Mais rien ne permet d’affirmer que c’est le cas, affirme Stephen Miller: «Il s’agit d’un événement tectonique. Il est impossible de provoquer cela avec un forage d’un diamètre de 30 centimètres.» De plus, la boue contient des fossiles issus de couches rocheuses situées 1000 mètres plus bas que la profondeur maximale atteinte par le forage. Si le forage avait percé une couche sous haute pression, la boue aurait dû jaillir par son puits, poursuit le professeur de géothermie et géodynamique. Au contraire, les premières éruptions se sont produites à 700 mètres du trou de forage – et aucune boue n’en est sortie».

Le consortium international a en revanche réuni de nombreux éléments qui démontrent que l’éruption de boue a été déclenchée par le séisme de Yogyakarta. Stephen Miller et Matteo Lupi ont montré à l’aide de simulations informatiques que les couches terrestres ont pu absorber les ondes sismiques, les renforcer et les renvoyer dans la couche d’où la boue est aujourd’hui propulsée – agissant ainsi tel un miroir parabolique.

Une marmite à vapeur

Des drones ont été envoyés dans les panaches de fumée pour y analyser les gaz.
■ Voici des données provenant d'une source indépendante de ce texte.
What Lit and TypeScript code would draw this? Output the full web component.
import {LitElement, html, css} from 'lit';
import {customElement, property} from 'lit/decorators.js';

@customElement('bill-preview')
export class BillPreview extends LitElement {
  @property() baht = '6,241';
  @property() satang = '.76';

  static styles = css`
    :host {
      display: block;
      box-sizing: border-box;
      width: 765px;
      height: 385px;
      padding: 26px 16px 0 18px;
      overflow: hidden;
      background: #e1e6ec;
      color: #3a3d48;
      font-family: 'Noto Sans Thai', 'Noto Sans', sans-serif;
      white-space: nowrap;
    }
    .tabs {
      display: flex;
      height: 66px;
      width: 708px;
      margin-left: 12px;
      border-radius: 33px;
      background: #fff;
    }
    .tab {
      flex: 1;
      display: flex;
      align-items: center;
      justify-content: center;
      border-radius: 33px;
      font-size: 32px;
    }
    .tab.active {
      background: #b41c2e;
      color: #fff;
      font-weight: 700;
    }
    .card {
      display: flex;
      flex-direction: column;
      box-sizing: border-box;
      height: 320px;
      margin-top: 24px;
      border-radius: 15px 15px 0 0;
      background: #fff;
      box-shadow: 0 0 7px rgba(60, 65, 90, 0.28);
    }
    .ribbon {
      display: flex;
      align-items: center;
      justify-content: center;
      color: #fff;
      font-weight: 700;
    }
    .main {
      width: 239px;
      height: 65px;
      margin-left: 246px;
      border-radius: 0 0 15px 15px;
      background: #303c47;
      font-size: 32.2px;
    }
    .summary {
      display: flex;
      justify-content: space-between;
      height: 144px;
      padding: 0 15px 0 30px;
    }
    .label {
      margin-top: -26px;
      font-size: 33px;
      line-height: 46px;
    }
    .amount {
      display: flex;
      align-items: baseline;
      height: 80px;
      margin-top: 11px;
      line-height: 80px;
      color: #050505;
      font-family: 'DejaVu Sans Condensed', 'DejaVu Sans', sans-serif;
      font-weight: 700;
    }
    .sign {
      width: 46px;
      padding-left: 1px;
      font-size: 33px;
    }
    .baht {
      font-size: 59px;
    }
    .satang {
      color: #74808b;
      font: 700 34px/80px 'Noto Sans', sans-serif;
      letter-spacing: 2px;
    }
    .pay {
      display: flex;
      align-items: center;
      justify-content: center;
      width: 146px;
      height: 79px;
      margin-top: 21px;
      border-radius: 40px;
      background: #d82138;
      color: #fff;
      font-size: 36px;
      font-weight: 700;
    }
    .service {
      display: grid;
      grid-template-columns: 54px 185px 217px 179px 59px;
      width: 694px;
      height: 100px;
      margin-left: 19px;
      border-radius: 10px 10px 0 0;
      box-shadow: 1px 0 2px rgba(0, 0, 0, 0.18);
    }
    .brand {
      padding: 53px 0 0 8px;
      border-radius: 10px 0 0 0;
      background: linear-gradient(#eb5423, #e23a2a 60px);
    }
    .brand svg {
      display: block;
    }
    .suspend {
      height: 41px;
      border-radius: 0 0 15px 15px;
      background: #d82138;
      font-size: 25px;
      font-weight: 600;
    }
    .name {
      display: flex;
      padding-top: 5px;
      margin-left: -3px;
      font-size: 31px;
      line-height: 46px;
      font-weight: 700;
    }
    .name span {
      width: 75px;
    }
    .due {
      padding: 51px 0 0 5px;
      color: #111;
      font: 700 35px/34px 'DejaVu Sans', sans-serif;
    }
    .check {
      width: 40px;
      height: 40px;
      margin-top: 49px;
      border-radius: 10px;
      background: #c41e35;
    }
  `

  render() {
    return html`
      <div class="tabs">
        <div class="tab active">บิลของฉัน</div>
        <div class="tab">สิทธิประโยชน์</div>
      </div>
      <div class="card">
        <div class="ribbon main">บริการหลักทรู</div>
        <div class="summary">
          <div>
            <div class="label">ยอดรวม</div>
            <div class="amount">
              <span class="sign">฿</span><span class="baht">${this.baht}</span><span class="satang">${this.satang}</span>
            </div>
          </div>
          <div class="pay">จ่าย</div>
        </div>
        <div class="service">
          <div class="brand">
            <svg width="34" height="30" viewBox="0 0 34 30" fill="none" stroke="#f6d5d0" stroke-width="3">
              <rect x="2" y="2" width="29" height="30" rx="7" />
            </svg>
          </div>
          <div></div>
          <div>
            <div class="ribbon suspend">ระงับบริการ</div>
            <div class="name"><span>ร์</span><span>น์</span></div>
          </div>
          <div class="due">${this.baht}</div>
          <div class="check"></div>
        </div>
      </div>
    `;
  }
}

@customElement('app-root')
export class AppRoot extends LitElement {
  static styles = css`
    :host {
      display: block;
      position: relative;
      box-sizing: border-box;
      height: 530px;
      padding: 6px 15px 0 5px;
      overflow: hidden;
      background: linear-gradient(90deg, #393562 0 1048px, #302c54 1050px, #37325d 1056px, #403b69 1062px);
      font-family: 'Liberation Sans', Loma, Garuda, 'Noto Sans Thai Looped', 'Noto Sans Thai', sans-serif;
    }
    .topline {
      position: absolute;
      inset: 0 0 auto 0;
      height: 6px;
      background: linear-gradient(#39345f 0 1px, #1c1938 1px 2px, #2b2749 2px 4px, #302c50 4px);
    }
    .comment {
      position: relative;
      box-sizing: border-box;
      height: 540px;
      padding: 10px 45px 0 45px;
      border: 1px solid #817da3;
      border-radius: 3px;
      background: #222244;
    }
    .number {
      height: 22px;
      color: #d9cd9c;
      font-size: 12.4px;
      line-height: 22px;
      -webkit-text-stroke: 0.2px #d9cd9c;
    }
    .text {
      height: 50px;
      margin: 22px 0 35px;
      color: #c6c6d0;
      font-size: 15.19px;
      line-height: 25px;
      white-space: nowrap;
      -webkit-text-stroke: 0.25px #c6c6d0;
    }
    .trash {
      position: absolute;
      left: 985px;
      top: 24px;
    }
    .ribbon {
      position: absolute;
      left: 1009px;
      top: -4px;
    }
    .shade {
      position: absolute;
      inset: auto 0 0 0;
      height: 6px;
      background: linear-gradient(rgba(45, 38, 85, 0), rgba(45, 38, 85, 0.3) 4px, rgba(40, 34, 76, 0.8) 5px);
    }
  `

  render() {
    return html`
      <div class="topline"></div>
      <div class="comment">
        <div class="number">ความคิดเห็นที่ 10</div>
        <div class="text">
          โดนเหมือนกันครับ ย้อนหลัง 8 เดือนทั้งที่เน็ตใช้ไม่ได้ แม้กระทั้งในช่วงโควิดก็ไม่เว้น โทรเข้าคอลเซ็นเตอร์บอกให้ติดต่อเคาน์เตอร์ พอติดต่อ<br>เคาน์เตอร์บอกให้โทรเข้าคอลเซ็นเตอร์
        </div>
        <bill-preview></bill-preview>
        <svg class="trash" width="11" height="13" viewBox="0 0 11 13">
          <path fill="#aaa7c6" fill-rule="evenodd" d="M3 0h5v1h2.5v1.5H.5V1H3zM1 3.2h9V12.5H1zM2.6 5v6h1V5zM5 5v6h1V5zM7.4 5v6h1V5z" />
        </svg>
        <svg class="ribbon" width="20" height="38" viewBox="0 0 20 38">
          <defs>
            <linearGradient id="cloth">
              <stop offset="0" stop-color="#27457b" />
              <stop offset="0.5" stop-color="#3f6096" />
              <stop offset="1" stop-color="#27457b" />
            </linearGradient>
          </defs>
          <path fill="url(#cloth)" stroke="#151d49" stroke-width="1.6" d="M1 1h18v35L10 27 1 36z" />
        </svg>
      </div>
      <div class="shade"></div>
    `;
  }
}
Ils y ont trouvé principalement du dioxyde de carbone et des hydrocarbures fraîchement constitués qui ne se forment qu’à des températures supérieures à 400 degrés Celsius. «On ne rencontre pas de telles températures dans le sol de cette région, souligne Stephen Miller. Cela indique la présence d’une source de chaleur à l’intérieur de Lusi». Le scénario le plus probable? Le soussol renfermait depuis des années de l’eau sous haute pression à quelque 1500 mètres de profondeur. Du magma chaud présent dans cette région volcanique très active s’en est approché. «La chaleur a libéré des gaz de la roche et a provoqué l’évaporation d’eau supplémentaire dans des couches de boue situées plus haut. Cela a entraîné une hausse continue de la pression. Lorsque le séisme est survenu, il a arraché la couche de roche dure qui faisait office de bouchon». Depuis, ce mélange d’eau, de boue liquéfiée et de roches est projeté vers le haut sans entrave.

Prédire la fin de l’éruption de boue est impossible. Mais la science peut apprendre beaucoup de ce phénomène unique. «Nous assistons ici à la naissance d’un système hydrothermal associé à un volcan et à son évolution, explique Stephen Miller. Une telle chance ne se présente qu’une seule fois en des millions d’années. C’est comme pouvoir observer la tectonique en temps réel». Et d’étudier un processus encore très mal compris: les effets d’un tremblement de terre sur de grandes distances.

Les habitants de la région se sont accommodés à Lusi: des digues de dix mètres de haut retiennent la boue. Chaque jour, une colonne de camions en emporte une partie afin d’éviter que le bassin ne déborde. Mais les populations ne pourront jamais regagner leurs habitations qui sont maintenant enfouies sous 200 mètres de boue.